Last Updated: Apr 30, 2021
If the document has tables, Doc Reader automatically identifies the tabular structures and extracts the contents as tables in the right-hand side panel under Line-Item details.
Click the Update Data button. Table data is extracted from the PDF and populated in the table in the right panel.
If both Row and Column Definition and Detect Rows based on line separation options are enabled, row-based line separation is considered first. If Doc Reader fails to identify lines, Row and Column Definition is used.
For documents where table extends across multiple pages, but table headings occur only at the start of table, enable Headers at starting page only option to extract the table data from whole document.
For documents where table extends across multiple pages, disable the Stop at the first end of table option if you wish to extract contents from all the pages.
By default, Stop at the first end of table option is enabled and table content from the table header to first end of table is extracted.
Use the Data Capture Rule option to choose the desired table to be extracted.
Ensure that you are selecting the datapoint above the table to be extracted.
If the rows and columns in the table of the document are not aligned properly, Doc Reader cannot identify the rows of the table correctly.

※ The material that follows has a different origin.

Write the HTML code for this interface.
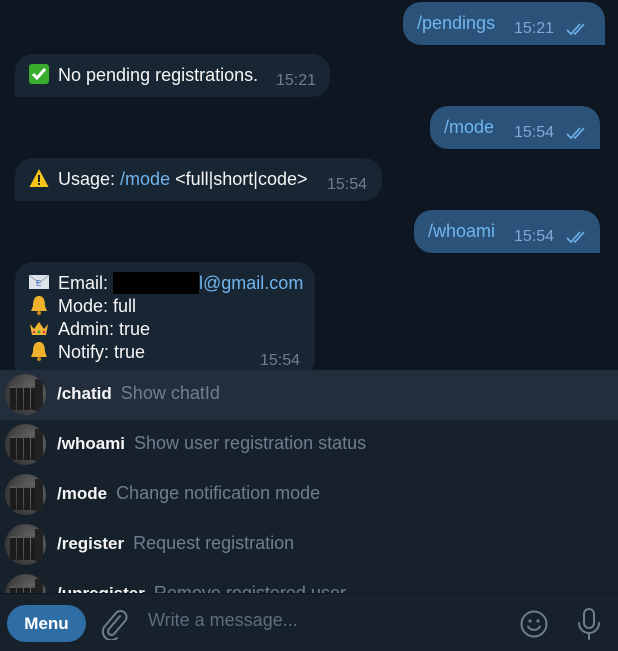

You can use Row and Column Definition to identify the rows and columns for extraction. Based on the parameters provided, the rows are marked, and Doc Reader identifies the row to be extracted.
Click the icon and select the Row and Column Definition option. The Row and Column Definition window is displayed in the right panel.
Depending on the position of data in the table, the row lines are automatically captured. If the row lines are not separating the rows correctly, you can use this option to define the exact location of the row separator.
Provide the values for the required parameters Key Column, Alignment , Column Starts After based on the alignment of data in the table
Click the Update Data button. The rows are identified, and the data is updated in the table.
In the below PDF, the Quantity column is selected as the Key Column field; Top is selected in the Alignment field. Row marker starts from the top of each text in the Quantity column and extends to the top of the text in next record. The rows are correctly identified, and the Description column is also correctly displayed.
Change the Alignment field to Bottom. Row marker starts from the bottom of each text in the Quantity column and extends to the bottom of the text in the previous record. The rows are identified, but the Description column is misaligned. So, for the below PDF Alignment must be selected as Top.